AO: And what about traditions? Did you work in some companies that have extraordinary traditions or some unusual ones? or just the traditions you liked a lot?
D: I have worked in startups and I've worked in large companies, and there is always something special about each one. I think one of the ones that I really appreciated more recently was my previous company. I worked as part of a global HR team where we were dispersed across the United States and the UK. The senior leaders made a point to twice a year, either at headquarters or one of the locations where we did the business, have an HR summit where we all came together. We did some strategic planning. there was recognition, and then there was always a professional development component at the HR summit.
HR team members from within the organization would do the project planning for the theme and activities. It was nice to spend those three days with like-minded people on the same team. That was something that I really appreciated.
AO: What is the most valuable professional development advice you have ever gotten?
D: One was simple. In one of my previous companies; I made a pretty big mistake. I went to my boss and I said, "Okay, fire me now because I just made this huge mistake, and this is what I did…" I think it's important to own up, to your mistakes. She was very calm and replied
“Well, Dana, it's not how you fall. It's how you get up. So, what do we need to do to fix it?"
Because she was very calm created a safe place to make a mistake and learn from it rather than be put down for it.
AO: Okay, Dana and talking about HR trends. What HR trends do you think will emerge this year?
D: I think some of them were already seeing. As I look across LinkedIn. The need for diversity and inclusion and a focus on that in an organization will continue through 2021. And I really think the challenge of keeping people engaged.
In 2020 it was all about how we get people set up to be productive and work from home.
And now that has been successful for many companies. I think 2021 is going to be about refining that, and not just about productivity, but engagement. Setting employees and managers up for success with how they work. Some people will want to come back to the workplace because they need that structure and that connection, so, how do we build a hybrid approach that's good for the business and good for the people who are doing the work.

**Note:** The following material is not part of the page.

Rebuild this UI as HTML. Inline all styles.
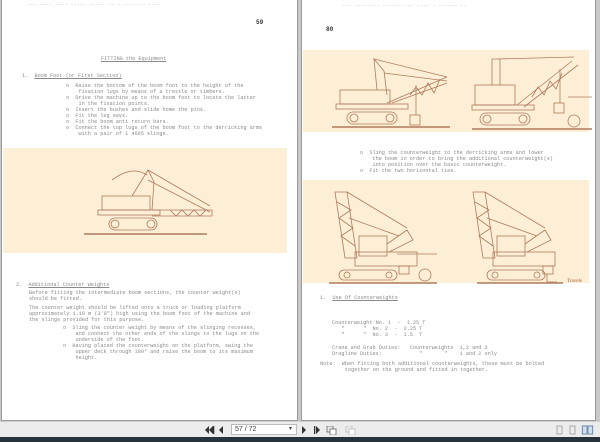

AO: Dana, let's finish our interview with a more relaxing question. What was the funniest or most unusual incident during your HR practice?
D: I don't know if it was funny. I would categorize it as bizarre. I was in a Talent Management role, and I managed the recruiting and training function for a startup. For the first year and a half I was there, it was about recruiting people, working with visas bringing people into the organization.
In 2018, with the economic challenges, suddenly I found myself as part of the team reducing the size of the organization.
Then my job became helping people build their resume and learn to build their LinkedIn profile during a difficult time in to find work. So, it wasn't how I envisioned that job going, and I wouldn't necessarily think it was a funny, but it was certainly odd and taught me the importance of being flexible and able to pivot when needed.
AO: Thanks a lot, Dana for these great and inspiring answers. We wish you all the best in your career!
That's all for today, friends. See you at the next interview!